Episode 2: Stop World, I Want To Get On
Main message:
“The world is worth living in and the world is worth saving.” Bishop Fulton J. Sheen
My takeaways:
I noticed that Bishop Fulton Sheen is very well read. He often quotes people from memory. For example:
“The world is too much with us, late and soon.” William Wordsworth
He peppers his presentation with humorful anecdotes. My favorite in this video was when he recalled asking a group of children:
“What do you have to do to get forgiveness of sin?”
and a boy answered: “First you have to sin.”
Main points:
People think too much of the world, are too caught up in the world, i.e secularism*.
The 3 areas people tend to view through a secular lens are:
1. Humanity
2. Science/Technology
3. World Involvement
But Bishop Fulton Sheen lists the following people as models of viewing those areas through the Christian lens.

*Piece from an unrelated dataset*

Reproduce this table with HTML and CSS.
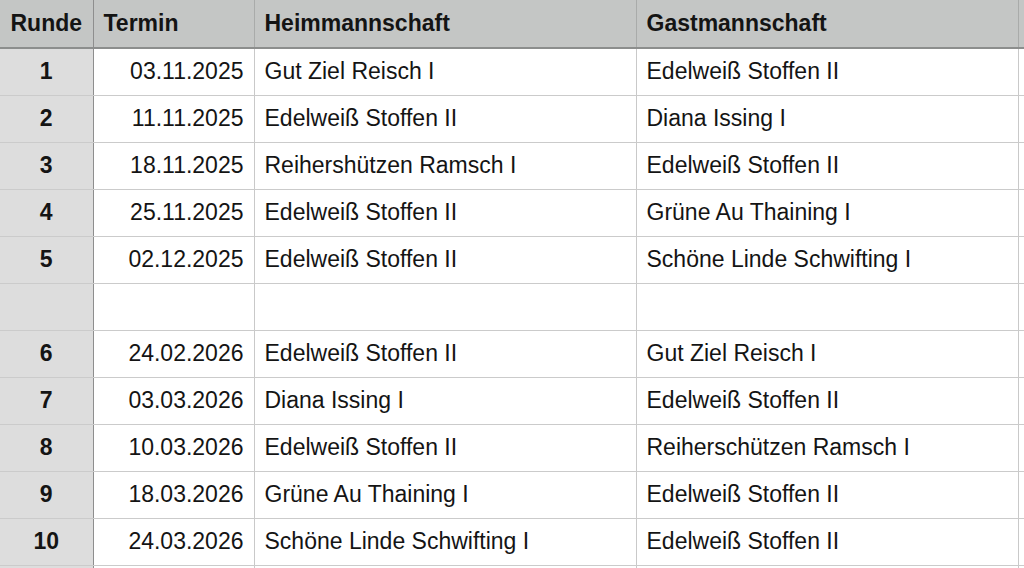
FILE: index.html
```html
<!DOCTYPE html>
<html lang="de">
<head>
<meta charset="utf-8">
<title>Spielplan</title>
<link rel="stylesheet" href="styles.css">
</head>
<body>
<table class="sheet">
  <colgroup>
    <col class="c-runde">
    <col class="c-termin">
    <col class="c-team">
    <col class="c-team">
    <col class="c-rest">
  </colgroup>
  <thead>
    <tr>
      <th class="runde">Runde</th>
      <th>Termin</th>
      <th>Heimmannschaft</th>
      <th>Gastmannschaft</th>
      <th class="rest"></th>
    </tr>
  </thead>
  <tbody>
    <tr><td class="runde">1</td><td class="date">03.11.2025</td><td>Gut Ziel Reisch I</td><td>Edelweiß Stoffen II</td><td class="rest"></td></tr>
    <tr><td class="runde">2</td><td class="date">11.11.2025</td><td>Edelweiß Stoffen II</td><td>Diana Issing I</td><td class="rest"></td></tr>
    <tr><td class="runde">3</td><td class="date">18.11.2025</td><td>Reihershützen Ramsch I</td><td>Edelweiß Stoffen II</td><td class="rest"></td></tr>
    <tr><td class="runde">4</td><td class="date">25.11.2025</td><td>Edelweiß Stoffen II</td><td>Grüne Au Thaining I</td><td class="rest"></td></tr>
    <tr><td class="runde">5</td><td class="date">02.12.2025</td><td>Edelweiß Stoffen II</td><td>Schöne Linde Schwifting I</td><td class="rest"></td></tr>
    <tr><td class="runde"></td><td class="date"></td><td></td><td></td><td class="rest"></td></tr>
    <tr><td class="runde">6</td><td class="date">24.02.2026</td><td>Edelweiß Stoffen II</td><td>Gut Ziel Reisch I</td><td class="rest"></td></tr>
    <tr><td class="runde">7</td><td class="date">03.03.2026</td><td>Diana Issing I</td><td>Edelweiß Stoffen II</td><td class="rest"></td></tr>
    <tr><td class="runde">8</td><td class="date">10.03.2026</td><td>Edelweiß Stoffen II</td><td>Reiherschützen Ramsch I</td><td class="rest"></td></tr>
    <tr><td class="runde">9</td><td class="date">18.03.2026</td><td>Grüne Au Thaining I</td><td>Edelweiß Stoffen II</td><td class="rest"></td></tr>
    <tr><td class="runde">10</td><td class="date">24.03.2026</td><td>Schöne Linde Schwifting I</td><td>Edelweiß Stoffen II</td><td class="rest"></td></tr>
    <tr><td class="runde"></td><td class="date"></td><td></td><td></td><td class="rest"></td></tr>
  </tbody>
</table>
</body>
</html>
```

FILE: styles.css
```css
html, body {
  margin: 0;
  padding: 0;
  background: #ffffff;
  overflow: hidden;
}

.sheet {
  border-collapse: collapse;
  table-layout: fixed;
  width: 1030px;
  font-family: "Liberation Sans", Arial, Helvetica, sans-serif;
  font-size: 23px;
  color: #141414;
}

.c-runde { width: 93px; }
.c-termin { width: 161px; }
.c-team { width: 382px; }
.c-rest { width: 12px; }

.sheet th,
.sheet td {
  padding: 0 10px;
  white-space: nowrap;
  overflow: hidden;
  text-align: left;
  box-sizing: border-box;
}

.sheet th {
  height: 48px;
  background: #c4c6c5;
  font-weight: bold;
  border-right: 1px solid #a9abaa;
  border-bottom: 2px solid #8c8e8d;
}

.sheet td {
  height: 47px;
  border-right: 1px solid #c9c9c9;
  border-bottom: 1px solid #cbcbcb;
}

.sheet .runde {
  text-align: center;
  font-weight: bold;
  background: #dddddd;
  border-right: 1px solid #8e8e8e;
  padding: 0;
}

.sheet th.runde {
  background: #c4c6c5;
}

.sheet .date {
  text-align: right;
}

.sheet .rest {
  padding: 0;
  border-right: none;
}

.sheet th.rest {
  background: #c4c6c5;
}
```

1. Pope John XXIII: “a man who saw Christ in all humanity.”
Fulton recounts Pope John’s visit to a prisoner who had murdered his wife. John tried talking to the man but he didn’t answer. John asked the guard to let him in the cell where the man kept his back to John. John said to him: “I’ve never been married, but if I had been, I might have killed my wife too.” The man turned and hugged him.
2. Pierre Teilhard de Chardin, a French scientist who believed in God and “saw the whole universe ablaze with Christ. A man who saw Christ in everything that was scientific and cosmic.”
3. Dietrich Bonhoeffer: a German pastor and theologian known for his opposition to National Socialism. A man who saw Christ involved in everything that was worldly, in law, in medicine, in everything.
“Just as in Christ, the reality of God entered the reality of the world, so too that which is Christian is to be found in the world, the holy in the profane. So I would not speak of God in the borders of life but at its center, in its life, in its prosperity. God is the beyond in the midst of life and Christians must participate in the sufferings of Christ in this worldly life. (…)
You never can look at the world without God and you cannot look at God without the world.” Dietrich Bonhoeffer
*Secularism: secularism, a worldview that separates religion from other realms of human existence.